Maybe I'm just adding fuel to the fire, but isn't the idea of shooting pirates ICly the same as FW? I mean, one is against player characters, one is against NPCs, but in-game there isn't really a distinction between them. Pirates have capsuleers as well. Whatever your take on the gameplay and challenge of it all is, you'd think the government wouldn't really throw a fit because capsuleers are wasting their time shooting Guristas and Sansha raiders who don't really care about their space instead of entering their regulated CEWPA conflict.
The idea of separating PVP and PVE content seems like it's more of an OOC issue than an IC one. You'd think loyal Caldari would be fighting the Feds and/or the pirates. Hell, you could make the case that a freighter hauling equipment to Caldari fleets farther from their home system would be loyalists, or scientists trying to build better weapons for them.
On that note, you could go into the CEWPA zone to get paid or go out exploring for Sleeper sites out of a sense of loyalty. It doesn't seem like we really have a good in-game way to measure loyalty. That's all in characterization that gets handled in the actual playing of the character.

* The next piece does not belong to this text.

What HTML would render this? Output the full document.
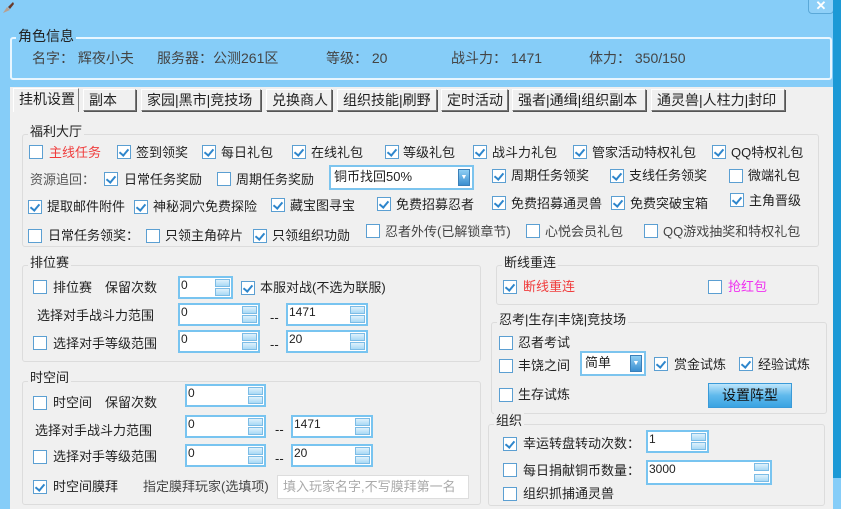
<!DOCTYPE html>
<html><head><meta charset="utf-8"><style>
*{margin:0;padding:0;box-sizing:border-box}
body{width:841px;height:509px;overflow:hidden;background:#86cdf8;position:relative;font-family:"Liberation Sans","Noto Sans CJK SC",sans-serif;font-size:13px;color:#222}
.a{position:absolute;white-space:nowrap}
.t{position:absolute;white-space:nowrap;line-height:16px}
.cb{position:absolute;width:14px;height:14px;border:1px solid #5b9fd2;background:#fff}
.cb.c::after{content:"";position:absolute;left:3px;top:1px;width:4px;height:7px;border:solid #2e86cc;border-width:0 2px 2px 0;transform:rotate(40deg)}
.g{position:absolute;border:1px solid #dcdcdc;border-radius:3px}
.gt{position:absolute;background:#f0f0f0;padding:0 2px;line-height:16px;font-size:13px;color:#222}
.sp{position:absolute;background:#fff;border:2px solid #78c4f0;font-size:12px;line-height:14px;padding-left:1px}
.sp i{position:absolute;right:1px;width:15px;height:8px;background:linear-gradient(#dff1fc,#a9d9f5);border:1px solid #7cbce6}
.sp i.u{top:1px}.sp i.d{bottom:1px}
.tab{position:absolute;top:89px;height:22px;background:#f0f0f0;border:1px solid #777;border-top-color:#fff;border-left-color:#fff;box-shadow:1px 1px 0 #555;font-size:14px;line-height:20px;padding-left:5px}
.inf{position:absolute;white-space:nowrap;line-height:16px;color:#444;font-size:14px;top:50px}
</style></head><body>
<svg class="a" style="left:1px;top:1px" width="14" height="14"><path d="M2 12 L6 6 L9 9 Z" fill="#b8a090"/><path d="M7 6 L12 1 L13 3 L9 8Z" fill="#6a3a2a"/></svg>
<div class="a" style="left:808px;top:-2px;width:26px;height:16px;border:1px solid #5aa8d8;border-radius:0 0 4px 4px;background:#8fd0f8;color:#fff;font-weight:bold;font-size:13px;text-align:center;line-height:14px">✕</div>
<div class="a" style="left:833px;top:0;width:8px;height:478px;background:#1c99d6"></div>
<div class="a" style="left:10px;top:37px;width:822px;height:43px;border:2px solid #e8f6ff;border-radius:3px"></div>
<div class="a" style="left:16px;top:28px;background:#86cdf8;padding:0 2px;font-size:14px;line-height:16px">角色信息</div>
<div class="inf" style="left:32px">名字： 辉夜小夫</div>
<div class="inf" style="left:157px">服务器：公测261区</div>
<div class="inf" style="left:326px">等级： 20</div>
<div class="inf" style="left:451px">战斗力： 1471</div>
<div class="inf" style="left:589px">体力： 350/150</div>

<div class="a" style="left:10px;top:87px;width:823px;height:422px;background:#f0f0f0"></div>
<div class="tab" style="left:13px;width:66px;top:88px;height:24px;box-shadow:none;border-bottom:none">挂机设置</div>
<div class="tab" style="left:83px;width:53px">副本</div>
<div class="tab" style="left:141px;width:120px">家园|黑市|竞技场</div>
<div class="tab" style="left:266px;width:66px">兑换商人</div>
<div class="tab" style="left:337px;width:100px">组织技能|刷野</div>
<div class="tab" style="left:441px;width:67px">定时活动</div>
<div class="tab" style="left:512px;width:134px">强者|通缉|组织副本</div>
<div class="tab" style="left:651px;width:134px">通灵兽|人柱力|封印</div>

<!-- 福利大厅 -->
<div class="g" style="left:22px;top:134px;width:797px;height:113px"></div>
<div class="gt" style="left:28px;top:124px">福利大厅</div>
<div class="cb" style="left:29px;top:145px"></div><div class="t" style="left:49px;top:145px;color:#f03c3c">主线任务</div>
<div class="cb c" style="left:117px;top:145px"></div><div class="t" style="left:136px;top:145px">签到领奖</div>
<div class="cb c" style="left:202px;top:145px"></div><div class="t" style="left:221px;top:145px">每日礼包</div>
<div class="cb c" style="left:292px;top:145px"></div><div class="t" style="left:311px;top:145px">在线礼包</div>
<div class="cb c" style="left:385px;top:145px"></div><div class="t" style="left:403px;top:145px">等级礼包</div>
<div class="cb c" style="left:473px;top:145px"></div><div class="t" style="left:492px;top:145px">战斗力礼包</div>
<div class="cb c" style="left:573px;top:145px"></div><div class="t" style="left:592px;top:145px">管家活动特权礼包</div>
<div class="cb c" style="left:712px;top:145px"></div><div class="t" style="left:731px;top:145px">QQ特权礼包</div>

<div class="t" style="left:30px;top:172px;color:#555">资源追回：</div>
<div class="cb c" style="left:104px;top:172px"></div><div class="t" style="left:124px;top:172px">日常任务奖励</div>
<div class="cb" style="left:217px;top:172px"></div><div class="t" style="left:236px;top:172px">周期任务奖励</div>
<div class="a" style="left:329px;top:165px;width:145px;height:25px;background:#fff;border:2px solid #7cc4ee;line-height:20px;padding-left:3px">铜币找回50%<span style="position:absolute;right:2px;top:2px;width:12px;height:17px;background:linear-gradient(#8fcff4,#3b8fd0);border:1px solid #3a7fb8;color:#fff;font-size:7px;line-height:16px;text-align:center">▼</span></div>
<div class="cb c" style="left:492px;top:169px"></div><div class="t" style="left:511px;top:168px">周期任务领奖</div>
<div class="cb c" style="left:610px;top:169px"></div><div class="t" style="left:629px;top:168px">支线任务领奖</div>
<div class="cb" style="left:729px;top:169px"></div><div class="t" style="left:748px;top:168px">微端礼包</div>

<div class="cb c" style="left:28px;top:200px"></div><div class="t" style="left:47px;top:199px">提取邮件附件</div>
<div class="cb c" style="left:134px;top:200px"></div><div class="t" style="left:153px;top:199px">神秘洞穴免费探险</div>
<div class="cb c" style="left:271px;top:198px"></div><div class="t" style="left:290px;top:198px">藏宝图寻宝</div>
<div class="cb c" style="left:377px;top:197px"></div><div class="t" style="left:396px;top:197px">免费招募忍者</div>
<div class="cb c" style="left:492px;top:196px"></div><div class="t" style="left:511px;top:196px">免费招募通灵兽</div>
<div class="cb c" style="left:611px;top:196px"></div><div class="t" style="left:630px;top:196px">免费突破宝箱</div>
<div class="cb c" style="left:730px;top:193px"></div><div class="t" style="left:749px;top:193px">主角晋级</div>

<div class="cb" style="left:28px;top:229px"></div><div class="t" style="left:48px;top:228px">日常任务领奖：</div>
<div class="cb" style="left:146px;top:229px"></div><div class="t" style="left:165px;top:228px">只领主角碎片</div>
<div class="cb c" style="left:253px;top:229px"></div><div class="t" style="left:272px;top:228px">只领组织功勋</div>
<div class="cb" style="left:366px;top:224px"></div><div class="t" style="left:385px;top:224px;color:#444">忍者外传(已解锁章节)</div>
<div class="cb" style="left:526px;top:224px"></div><div class="t" style="left:545px;top:224px;color:#444">心悦会员礼包</div>
<div class="cb" style="left:644px;top:224px"></div><div class="t" style="left:663px;top:224px;color:#444">QQ游戏抽奖和特权礼包</div>

<!-- 排位赛 -->
<div class="g" style="left:22px;top:265px;width:459px;height:97px"></div>
<div class="gt" style="left:28px;top:255px">排位赛</div>
<div class="cb" style="left:33px;top:280px"></div><div class="t" style="left:53px;top:280px">排位赛　保留次数</div>
<div class="sp" style="left:178px;top:276px;width:55px;height:23px">0<i class="u"></i><i class="d"></i></div>
<div class="cb c" style="left:241px;top:281px"></div><div class="t" style="left:260px;top:280px">本服对战(不选为联服)</div>
<div class="t" style="left:37px;top:308px">选择对手战斗力范围</div>
<div class="sp" style="left:178px;top:303px;width:82px;height:23px">0<i class="u"></i><i class="d"></i></div>
<div class="t" style="left:270px;top:310px">--</div>
<div class="sp" style="left:286px;top:303px;width:82px;height:23px">1471<i class="u"></i><i class="d"></i></div>
<div class="cb" style="left:33px;top:336px"></div><div class="t" style="left:53px;top:336px">选择对手等级范围</div>
<div class="sp" style="left:178px;top:330px;width:82px;height:23px">0<i class="u"></i><i class="d"></i></div>
<div class="t" style="left:270px;top:337px">--</div>
<div class="sp" style="left:286px;top:330px;width:82px;height:23px">20<i class="u"></i><i class="d"></i></div>

<!-- 时空间 -->
<div class="g" style="left:22px;top:381px;width:459px;height:124px"></div>
<div class="gt" style="left:28px;top:370px">时空间</div>
<div class="cb" style="left:33px;top:396px"></div><div class="t" style="left:53px;top:395px">时空间　保留次数</div>
<div class="sp" style="left:185px;top:384px;width:81px;height:23px">0<i class="u"></i><i class="d"></i></div>
<div class="t" style="left:35px;top:423px">选择对手战斗力范围</div>
<div class="sp" style="left:185px;top:415px;width:81px;height:23px">0<i class="u"></i><i class="d"></i></div>
<div class="t" style="left:275px;top:422px">--</div>
<div class="sp" style="left:291px;top:415px;width:82px;height:23px">1471<i class="u"></i><i class="d"></i></div>
<div class="cb" style="left:33px;top:450px"></div><div class="t" style="left:53px;top:449px">选择对手等级范围</div>
<div class="sp" style="left:185px;top:444px;width:81px;height:23px">0<i class="u"></i><i class="d"></i></div>
<div class="t" style="left:275px;top:451px">--</div>
<div class="sp" style="left:291px;top:444px;width:82px;height:23px">20<i class="u"></i><i class="d"></i></div>
<div class="cb c" style="left:33px;top:480px"></div><div class="t" style="left:53px;top:479px">时空间膜拜</div>
<div class="t" style="left:143px;top:479px;color:#444">指定膜拜玩家(选填项)</div>
<div class="a" style="left:277px;top:475px;width:192px;height:24px;background:#fff;border:1px solid #ddd;color:#aaa;line-height:22px;padding-left:5px">填入玩家名字,不写膜拜第一名</div>

<!-- 断线重连 -->
<div class="g" style="left:496px;top:265px;width:323px;height:40px"></div>
<div class="gt" style="left:502px;top:255px">断线重连</div>
<div class="cb c" style="left:503px;top:280px"></div><div class="t" style="left:523px;top:279px;color:#f03c3c">断线重连</div>
<div class="cb" style="left:708px;top:280px"></div><div class="t" style="left:728px;top:279px;color:#f030f0">抢红包</div>

<!-- 忍考 -->
<div class="g" style="left:491px;top:322px;width:336px;height:92px"></div>
<div class="gt" style="left:497px;top:312px">忍考|生存|丰饶|竞技场</div>
<div class="cb" style="left:499px;top:336px"></div><div class="t" style="left:518px;top:335px">忍者考试</div>
<div class="cb" style="left:499px;top:359px"></div><div class="t" style="left:518px;top:358px">丰饶之间</div>
<div class="a" style="left:580px;top:351px;width:66px;height:25px;background:#fff;border:2px solid #7cc4ee;line-height:20px;padding-left:3px">简单<span style="position:absolute;right:2px;top:2px;width:12px;height:17px;background:linear-gradient(#8fcff4,#3b8fd0);border:1px solid #3a7fb8;color:#fff;font-size:7px;line-height:16px;text-align:center">▼</span></div>
<div class="cb c" style="left:654px;top:357px"></div><div class="t" style="left:674px;top:357px">赏金试炼</div>
<div class="cb c" style="left:739px;top:357px"></div><div class="t" style="left:758px;top:357px">经验试炼</div>
<div class="cb" style="left:499px;top:388px"></div><div class="t" style="left:518px;top:387px">生存试炼</div>
<div class="a" style="left:708px;top:383px;width:84px;height:25px;border:1px solid #3a9ad8;background:linear-gradient(#bfe6fb,#5fb9ec 50%,#3aa3e2);text-align:center;line-height:23px;font-size:14px;color:#111">设置阵型</div>

<!-- 组织 -->
<div class="g" style="left:488px;top:424px;width:337px;height:82px"></div>
<div class="gt" style="left:494px;top:413px">组织</div>
<div class="cb c" style="left:503px;top:437px"></div><div class="t" style="left:523px;top:436px">幸运转盘转动次数：</div>
<div class="sp" style="left:646px;top:430px;width:63px;height:23px">1<i class="u"></i><i class="d"></i></div>
<div class="cb" style="left:503px;top:463px"></div><div class="t" style="left:523px;top:463px">每日捐献铜币数量：</div>
<div class="sp" style="left:646px;top:460px;width:126px;height:25px">3000<i class="u"></i><i class="d"></i></div>
<div class="cb" style="left:503px;top:487px"></div><div class="t" style="left:523px;top:486px">组织抓捕通灵兽</div>
</body></html>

It's kind of like when someone plays a scientist who is supposed to be a genius. You can say that, and you could have trained skills from when the game began and thus have a huge wellspring of knowledge. However, if you can't play someone intelligent and you're constantly being outwitted at every turn, you can't really blame others for not taking the game statistics seriously. Likewise, loyalty seems to be something you have to weave into your character play rather than something you can demonstrate with points or stuff.
Some of the most loyal people in history went down hated and disrespected by their own governments and plenty of people who were hugely supported by their governments until we peeled apart the history and found out they were terrible people who didn't give a damn about their country or causes. It doesn't seem like we can measure a personality trait with statistical government approval.